Performance on a FEDERATED
table when
performing bulk inserts (for example, on a
INSERT INTO ...
SELECT ...
statement) is slower than with other
table types because each selected row is treated as an
individual INSERT
statement on
the FEDERATED
table.
Transactions are not supported.
Before MySQL 5.1.21, for a multiple-row insert into a
FEDERATED
table that refers to a remote
transactional table, if the insert failed for a row due to
constraint failure, the remote table would contain a partial
commit (the rows preceding the failed one) instead of rolling
back the statement completely. This occurred because the rows
were treated as individual inserts.
As of MySQL 5.1.21, FEDERATED
performs
bulk-insert handling such that multiple rows are sent to the
remote table in a batch. This provides a performance
improvement and enables the remote table to perform
improvement. Also, if the remote table is transactional, it
enables the remote storage engine to perform statement
rollback properly should an error occur. This capability has
the following limitations:
The size of the insert cannot exceed the maximum packet size between servers. If the insert exceeds this size, it is broken into multiple packets and the rollback problem can occur.

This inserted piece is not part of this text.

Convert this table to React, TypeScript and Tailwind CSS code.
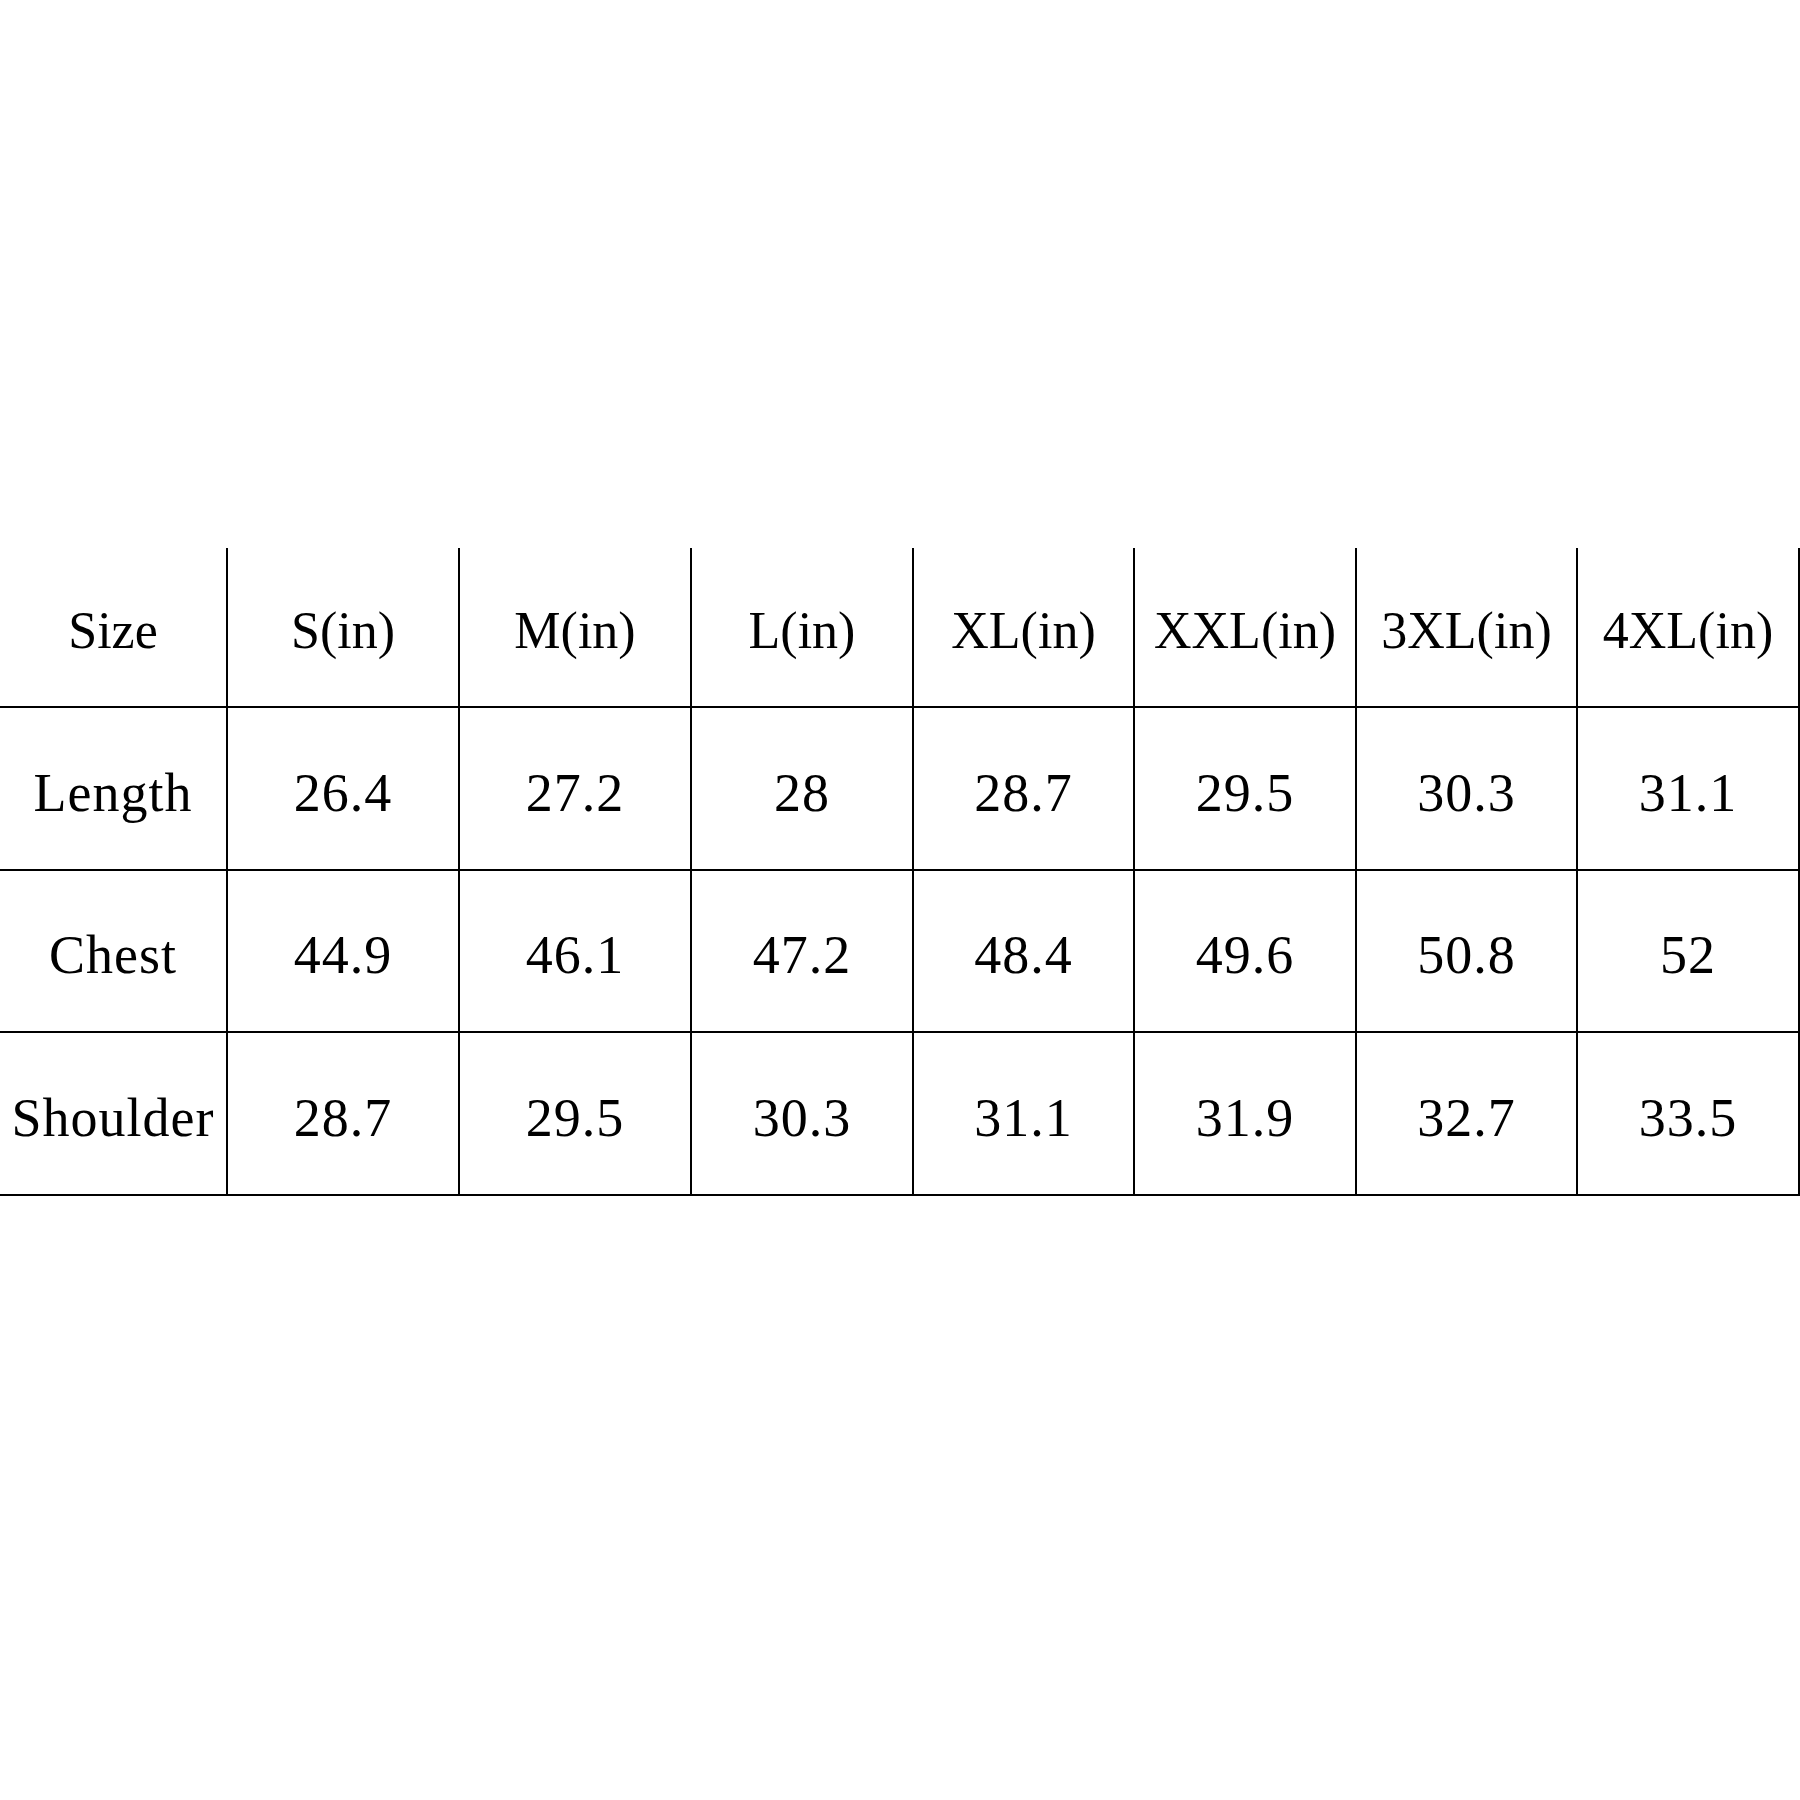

Bulk-insert handling does not occur for
INSERT
... ON DUPLICATE KEY UPDATE
.
There is no way for the FEDERATED
engine to
know if the remote table has changed. The reason for this is
that this table must work like a data file that would never be
written to by anything other than the database system. The
integrity of the data in the local table could be breached if
there was any change to the remote database.
When using a CONNECTION
string, you cannot
use an '@' character in the password. You can get round this
limitation by using the CREATE
SERVER
statement to create a server connection.
The insert_id
and
timestamp
options are not
propagated to the data provider.
Any DROP TABLE
statement issued
against a FEDERATED
table drops only the
local table, not the remote table.
FEDERATED
tables do not work with the query
cache.
User-defined partitioning is not supported for
FEDERATED
tables. Beginning with MySQL
5.1.15, it is no longer possible to create such tables at all.
User Comments
There are issues regarding performance/stability that should be considered prior to the usage of the federated engine in a production environment, for example -
It's 100 percent a storage engine. For queries that need full table scans (because there isn't an index available), the server will ask for all table rows from the storage engine, and filter the relevant ones in the server level. With federated, this means the whole table will be passed over the network to the requesting server, and only then the relevant rows will be filtered out. Besides bad performance and network overload, this could easily lead to a server crash if the table is big, as it stores all this data in memory, in some buffer of it's own. For example, if you retrieve a table that's 4 gigs of data, and the requesting server has 2 or 4 gigs of RAM, in a very short while you'll start swapping like crazy, and if you run out of swap, OS will hang.
Also note it doesn't respect a LIMIT clause. It will pass the whole table over the network even if you request only 1 row.